Another core pillar of a trader-focused blockchain is predictable execution. Ask experienced DeFi participants about their most frustrating moments, and common themes emerge: unexpected slippage despite sufficient liquidity, sudden gas spikes that alter trade economics, failed transactions during critical entries or exits, and sandwich attacks that erode profitability. These experiences introduce uncertainty into strategies that otherwise rely on precision.
Predictability does not mean guaranteed profit. It means reducing randomness in execution mechanics. By implementing structured batch processing and more transparent sequencing logic, Fogo aims to narrow the gap between quoted prices and final settlement outcomes. When traders can better anticipate execution conditions, they can manage risk more effectively.
Throughput also plays a significant role. During high-volume events, networks must process a surge of transactions without degradation in performance. A trader-aligned chain must sustain throughput while preserving fairness and latency standards. Scaling purely for volume without addressing ordering and fairness only shifts the bottleneck elsewhere. Fogo’s architecture attempts to balance these components simultaneously rather than optimizing them sequentially.
Importantly, this specialization does not imply permanent limitation. Instead, it reflects phased prioritization. By first achieving reliability and precision in trading environments, the network builds a performance backbone that can later support additional applications without compromising its core strength. In contrast to ecosystems that expand broadly before stabilizing under pressure, this approach emphasizes structural resilience from the outset.
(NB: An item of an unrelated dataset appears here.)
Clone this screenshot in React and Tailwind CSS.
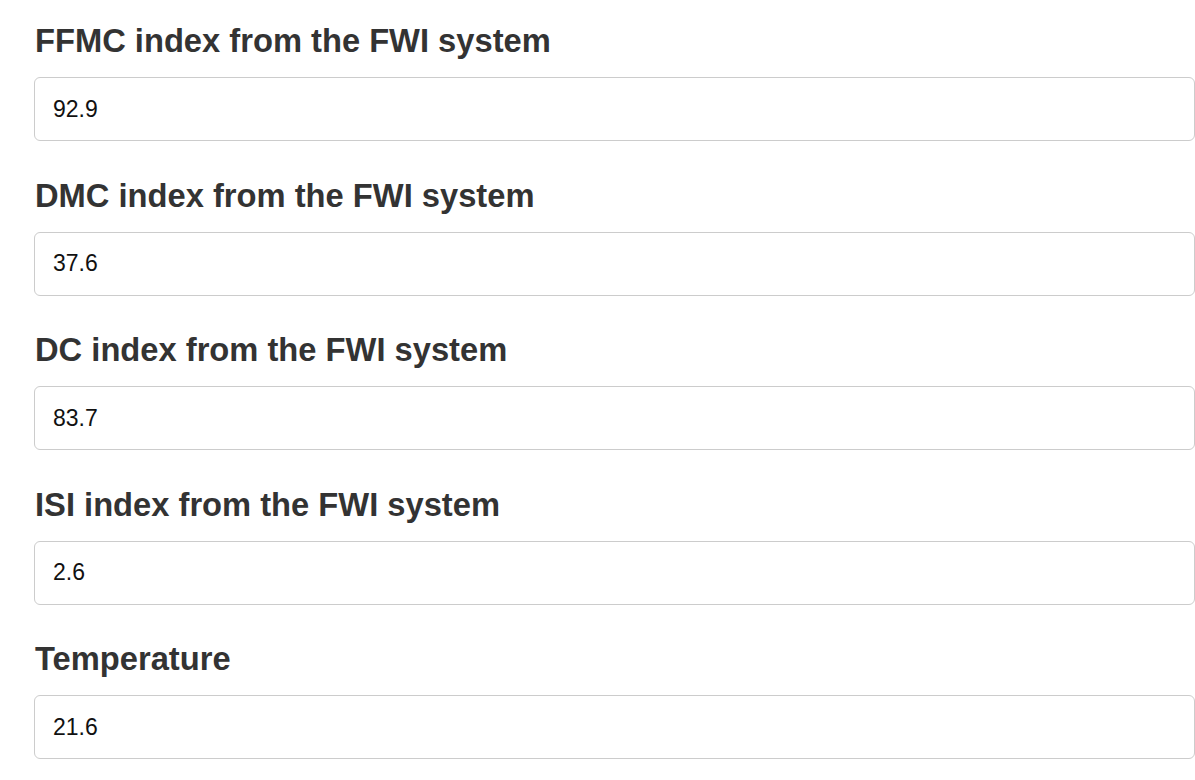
export default function App() {
  const fields = [
    { label: "FFMC index from the FWI system", value: "92.9" },
    { label: "DMC index from the FWI system", value: "37.6" },
    { label: "DC index from the FWI system", value: "83.7" },
    { label: "ISI index from the FWI system", value: "2.6" },
    { label: "Temperature", value: "21.6" },
  ];

  return (
    <div className="min-h-screen bg-white pl-[34px] pt-[23px] font-['Liberation_Sans',Arial,sans-serif]">
      {fields.map((f) => (
        <div key={f.label} className="mb-[36.5px]">
          {/* Field label */}
          <h3 className="mb-[18px] pl-px text-[32.7px] font-bold leading-[36px] text-[#333333]">
            {f.label}
          </h3>
          {/* Value box */}
          <input
            type="text"
            defaultValue={f.value}
            className="box-border h-[64px] w-[1161px] rounded-[6px] border border-[#cccccc] bg-white pl-[18px] text-[23px] text-[#111111] outline-none"
          />
        </div>
      ))}
    </div>
  );
}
Market infrastructure has historically rewarded systems that deliver certainty over hype. Financial participants, whether retail or institutional, value environments where rules are transparent and execution risk is minimized. If Fogo Network succeeds in maintaining predictable performance during periods of extreme volatility, it could establish itself as an alternative model for Layer 1 design.
The broader blockchain landscape continues to evolve rapidly. New solutions emerge frequently, each claiming improvements in speed, scalability, or decentralization. What differentiates a trader-first blockchain is not just raw technical capability but alignment with the practical needs of active market participants. Precision, fairness, and consistency are not marketing metrics; they are operational requirements.
Ultimately, the real evaluation will not occur in whitepapers or promotional materials. It will occur during live market stress. When volatility surges and transaction queues expand, the network’s architecture will face its true test. If execution remains stable, fees predictable, and fairness preserved, the trader-first thesis gains credibility. If not, it becomes another experiment in an already crowded field.
For now, Fogo Network represents an intentional departure from the generalist model. By prioritizing trading performance at the architectural level and addressing MEV and execution predictability directly within its protocol design, it is attempting to reshape what specialization in Layer 1 infrastructure can look like. Whether this focused strategy translates into durable market adoption will depend on sustained performance under real conditions. In the end, infrastructure earns trust not through promises, but through consistency.